The world of recreational activities is one which long been very divided into the categories of ‘appropriate for women’ and ‘appropriate for men’, and this is another outdated ideal which needs to be challenged. In particular, the world of sports, is an area where women are often perceived to be inferior. For a long time, the prospect of women on the soccer pitch was considered absurd, and even though now women do play a variety of sports, both recreationally and professionally, there is still a very large gender divide.

For one thing, the idea of women playing sports has become a sexually charged notion, where spectators are often watching games for the possibility of skin being on show, rather than for admiring the skill of the players. One reason for this might be that women are still considered not as able when it comes to sports as men, and are therefore encourage to participate in sports which are visually appealing for a male audience, such as volleyball, dance or gymnastics. The issue lies not only in the recreational world, but in the professional too, as women who play sports professionally are also paid considerably less than men in industry.
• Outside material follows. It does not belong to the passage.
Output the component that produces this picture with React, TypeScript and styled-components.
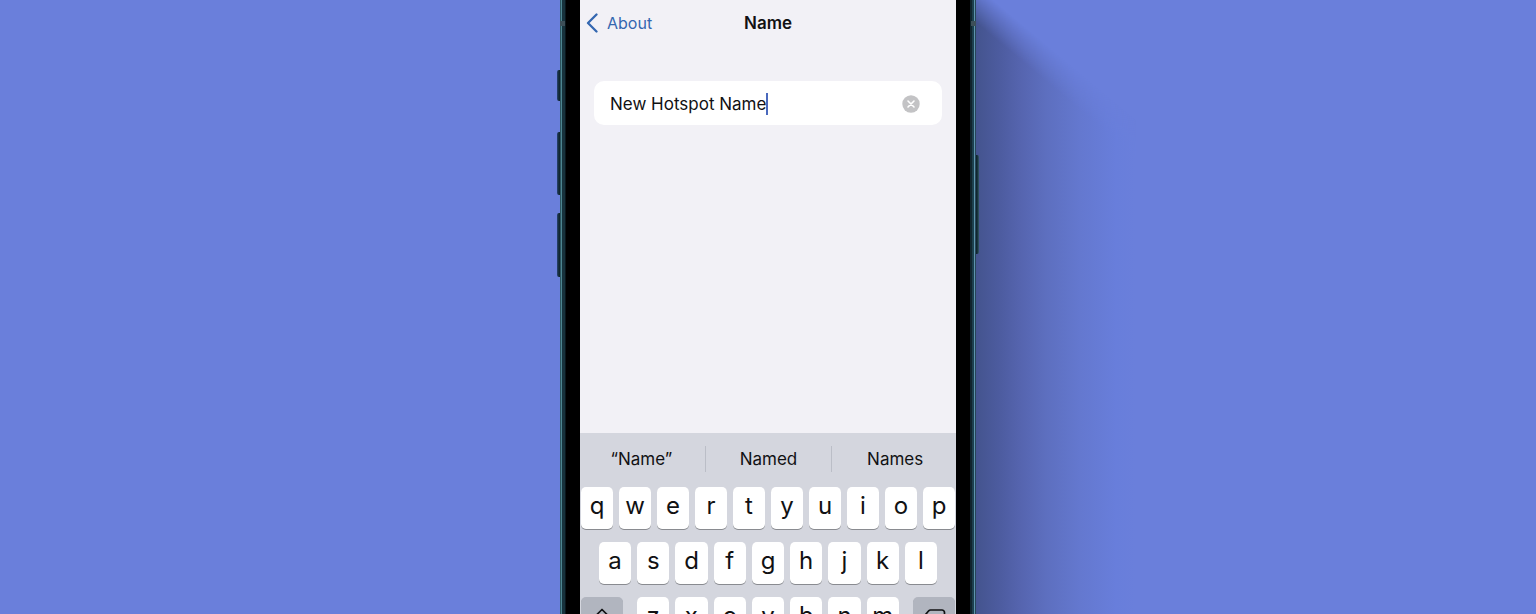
import React, { useState } from 'react';
import styled, { createGlobalStyle } from 'styled-components';

const GlobalStyle = createGlobalStyle`
  *, *::before, *::after { box-sizing: border-box; }
  body {
    margin: 0;
    background: #6a7fdb;
    font-family: Inter, "Liberation Sans", sans-serif;
    color: #111113;
  }
  button, input { font: inherit; color: inherit; margin: 0; padding: 0; border: 0; }
  button { cursor: pointer; }
`;

const Stage = styled.main`
  display: flex;
  justify-content: center;
  align-items: flex-start;
  height: 100vh;
  overflow: hidden;
  background: #6a7fdb;
`;

const Phone = styled.div`
  position: relative;
  flex: none;
  width: 416px;
  padding: 0 20px;
  background: linear-gradient(
    90deg,
    #2c545e 0 1px, #4d8590 1px 2px, #17323c 2px 5px, #0a161c 5px 6px, #000 6px 410px,
    #10242c 410px 412px, #1c3f4d 412px 414px, #5c94ac 414px 415px, #274558 415px
  );
`;

const CastShadow = styled.div`
  position: absolute;
  top: 0;
  left: 100%;
  width: 160px;
  height: 100vh;
  background: linear-gradient(
    90deg,
    #44548e 0, #4c5b9e 22px, #5665b0 46px, #5d6fbf 70px, #6478cf 104px, #687edb 140px, #6a7fdb 160px
  );
  mask-image: linear-gradient(220deg, transparent 92px, #000 120px);
`;

const SideButton = styled.span<{ $side: 'left' | 'right'; $top: number; $length: number }>`
  position: absolute;
  top: ${({ $top }) => $top}px;
  ${({ $side }) => ($side === 'left' ? 'right' : 'left')}: 100%;
  width: 3px;
  height: ${({ $length }) => $length}px;
  border-radius: ${({ $side }) => ($side === 'left' ? '2px 0 0 2px' : '0 2px 2px 0')};
  background: ${({ $side }) =>
    $side === 'left'
      ? 'linear-gradient(90deg, #2a4674, #10262f 2px)'
      : 'linear-gradient(90deg, #10262f 1px, #345a68)'};
`;

const Antenna = styled.span<{ $side: 'left' | 'right' }>`
  position: absolute;
  top: 21px;
  ${({ $side }) => $side}: 0;
  width: 5px;
  height: 5px;
  background: #3d4f58;
`;

const Screen = styled.div`
  display: flex;
  flex-direction: column;
  overflow: hidden;
  background: #f2f1f6;
`;

const NavBar = styled.header`
  display: grid;
  grid-template-columns: 1fr auto 1fr;
  align-items: center;
  height: 46px;
  padding: 0 6px;
`;

const BackLink = styled.a`
  display: flex;
  align-items: center;
  gap: 8px;
  color: #3467b0;
  font-size: 16px;
  line-height: 20px;
  text-decoration: none;
`;

const Title = styled.h1`
  margin: 0;
  font-size: 17px;
  line-height: 20px;
  font-weight: 600;
`;

const Content = styled.section`
  min-height: 387px;
  padding: 35px 14px;
`;

const Field = styled.div`
  display: flex;
  align-items: center;
  height: 44px;
  padding: 2px 22px 0 16px;
  border-radius: 10px;
  background: #fff;
`;

const NameInput = styled.input`
  field-sizing: content;
  max-width: 260px;
  height: 24px;
  background: transparent;
  outline: none;
  caret-color: transparent;
  font-size: 17px;
  line-height: 24px;
`;

const Caret = styled.span`
  width: 2px;
  height: 22px;
  background: #4a69bd;
`;

const ClearButton = styled.button`
  display: flex;
  margin-left: auto;
  border-radius: 50%;
  background: transparent;
`;

const Keyboard = styled.section`
  background: #d4d6de;
  padding-bottom: 80px;
`;

const Suggestions = styled.div`
  display: grid;
  grid-template-columns: repeat(3, 1fr);
  align-items: center;
  height: 54px;
  margin: 0 -2px;
  padding-bottom: 2px;
`;

const Suggestion = styled.button`
  height: 26px;
  background: transparent;
  font-size: 17px;
  line-height: 24px;
  & + & { border-left: 1px solid #bbbec7; }
`;

const KeyRow = styled.div<{ $inset: number }>`
  display: flex;
  gap: 6px;
  padding: 0 ${({ $inset }) => $inset}px;
  & + & { margin-top: 13px; }
`;

const Key = styled.button`
  flex: 1 1 0;
  min-width: 0;
  height: 42px;
  padding-bottom: 4px;
  border-radius: 5px;
  background: #fff;
  box-shadow: 0 1px 0 #898b90;
  font-size: 24px;
  line-height: 38px;
`;

const ActionKey = styled.button<{ $edge: 'start' | 'end' }>`
  display: flex;
  align-items: center;
  justify-content: center;
  flex: none;
  width: 42px;
  height: 42px;
  ${({ $edge }) => ($edge === 'start' ? 'margin-right' : 'margin-left')}: 8px;
  border-radius: 5px;
  background: #b1b5bf;
  box-shadow: 0 1px 0 #898b90;
`;

const BackIcon = () => (
  <svg width="13" height="20" viewBox="0 0 13 20" fill="none" aria-hidden="true">
    <path d="M10.5 1.5 2 10l8.500 8.500" stroke="#3467b0" strokeWidth="2.300" strokeLinecap="round" strokeLinejoin="round" />
  </svg>
);

const ClearIcon = () => (
  <svg width="18" height="18" viewBox="0 0 18 18" aria-hidden="true">
    <circle cx="9" cy="9" r="8.700" fill="#c3c3c5" />
    <path d="m6 6 6 6m0-6-6 6" stroke="#fff" strokeWidth="1.600" strokeLinecap="round" />
  </svg>
);

const ShiftIcon = () => (
  <svg width="22" height="20" viewBox="0 0 22 20" fill="none" aria-hidden="true">
    <path d="M11 1.500 2 10.500h4.500v7.500h9v-7.500H20z" stroke="#111113" strokeWidth="1.700" strokeLinejoin="round" />
  </svg>
);

const DeleteIcon = () => (
  <svg width="24" height="18" viewBox="0 0 24 18" fill="none" aria-hidden="true">
    <path
      d="M8.500 1h11.500a2.500 2.500 0 0 1 2.500 2.500v11a2.500 2.500 0 0 1-2.500 2.500H8.500a2.500 2.500 0 0 1-1.800-.8L1.500 10a1.500 1.500 0 0 1 0-2l5.200-6.200A2.500 2.500 0 0 1 8.500 1z"
      stroke="#111113"
      strokeWidth="1.700"
    />
    <path d="m11 6 6 6m0-6-6 6" stroke="#111113" strokeWidth="1.700" strokeLinecap="round" />
  </svg>
);

const suggestions = ['“Name”', 'Named', 'Names'];

export default function App() {
  const [name, setName] = useState('New Hotspot Name');
  const type = (letter: string) => setName((value) => value + letter);
  const renderKeys = (letters: string) =>
    letters.split('').map((letter) => (
      <Key key={letter} type="button" onClick={() => type(letter)}>
        {letter}
      </Key>
    ));

  return (
    <Stage>
      <GlobalStyle />
      <Phone>
        <CastShadow />
        <SideButton $side="left" $top={70} $length={31} />
        <SideButton $side="left" $top={132} $length={63} />
        <SideButton $side="left" $top={213} $length={64} />
        <SideButton $side="right" $top={155} $length={99} />
        <Antenna $side="left" />
        <Antenna $side="right" />
        <Screen>
          <NavBar>
            <BackLink href="#about">
              <BackIcon />
              About
            </BackLink>
            <Title>Name</Title>
          </NavBar>
          <Content>
            <Field>
              <NameInput
                type="text"
                aria-label="Name"
                value={name}
                onChange={(event) => setName(event.target.value)}
              />
              <Caret />
              <ClearButton type="button" aria-label="Clear text" onClick={() => setName('')}>
                <ClearIcon />
              </ClearButton>
            </Field>
          </Content>
          <Keyboard aria-label="Keyboard">
            <Suggestions>
              {suggestions.map((word) => (
                <Suggestion key={word} type="button">
                  {word}
                </Suggestion>
              ))}
            </Suggestions>
            <KeyRow $inset={1}>{renderKeys('qwertyuiop')}</KeyRow>
            <KeyRow $inset={19}>{renderKeys('asdfghjkl')}</KeyRow>
            <KeyRow $inset={1}>
              <ActionKey type="button" aria-label="Shift" $edge="start">
                <ShiftIcon />
              </ActionKey>
              {renderKeys('zxcvbnm')}
              <ActionKey
                type="button"
                aria-label="Delete"
                $edge="end"
                onClick={() => setName((value) => value.slice(0, -1))}
              >
                <DeleteIcon />
              </ActionKey>
            </KeyRow>
          </Keyboard>
        </Screen>
      </Phone>
    </Stage>
  );
}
So what can be done about this? Well, for one thing, women need to take up more space in the world of sports. For example, you could work to overcome the stigma around women and traditionally masculine sports, and try a new sport that you haven’t done before. Grab a pair of boxing gloves and hit the ring, or look for the best irons for beginners and head to your nearest golf course.

Challenging Stereotypes within the workplace

It is important for women to grow up with the ideal that that can do whatever they put their minds to, which means feeling confident enough to try and break into male-dominated industries which interested them. Of course, this again starts at a childhood level, but also is an ideal which can be introduced at any age as long as people remain receptive to these goals. In essence, what this means is, if you feel that you are not being treated with equality, then you should be proactive in seeking out the necessary changes to be on a level playing field with your male colleagues.

Women should never feel comfortable with being paid less than men for the exact same job role, simply because of their gender; by doing this, companies are undervaluing your skills and worth within their company. Search for jobs where you will be treated fairly and equitably, and don’t be afraid to aim high on the corporate rankings.

There are other issues within the workplace that you should be aware of too, such as sexual harassment. Of course, this is an issue that works both ways, as men too can be harassed. However, this is an issue which, historically, is a lot more prevalent when women are on the receiving end of this sexist behavior. If you are ever made to feel uncomfortable at work, don’t be afraid to seek advice and support, and take the matter into your own hands, as you have every right to do so.

Though it often seems like society has come a long way in terms of equality in the workplace, remember that until all people are able to receive the same treatment, resources, rewards and opportunities within the workplace, gender equality will not have been achieved.

Gender inequalities will only reduce when people start to actively find ways to nullify these outdated perceptions of what it means to be a man or a woman. Therefore, the best way you can help yourself and other women be viewed as nothing less than equal, is to find ways to challenge these stereotypes in your everyday life and strive to educate those around you.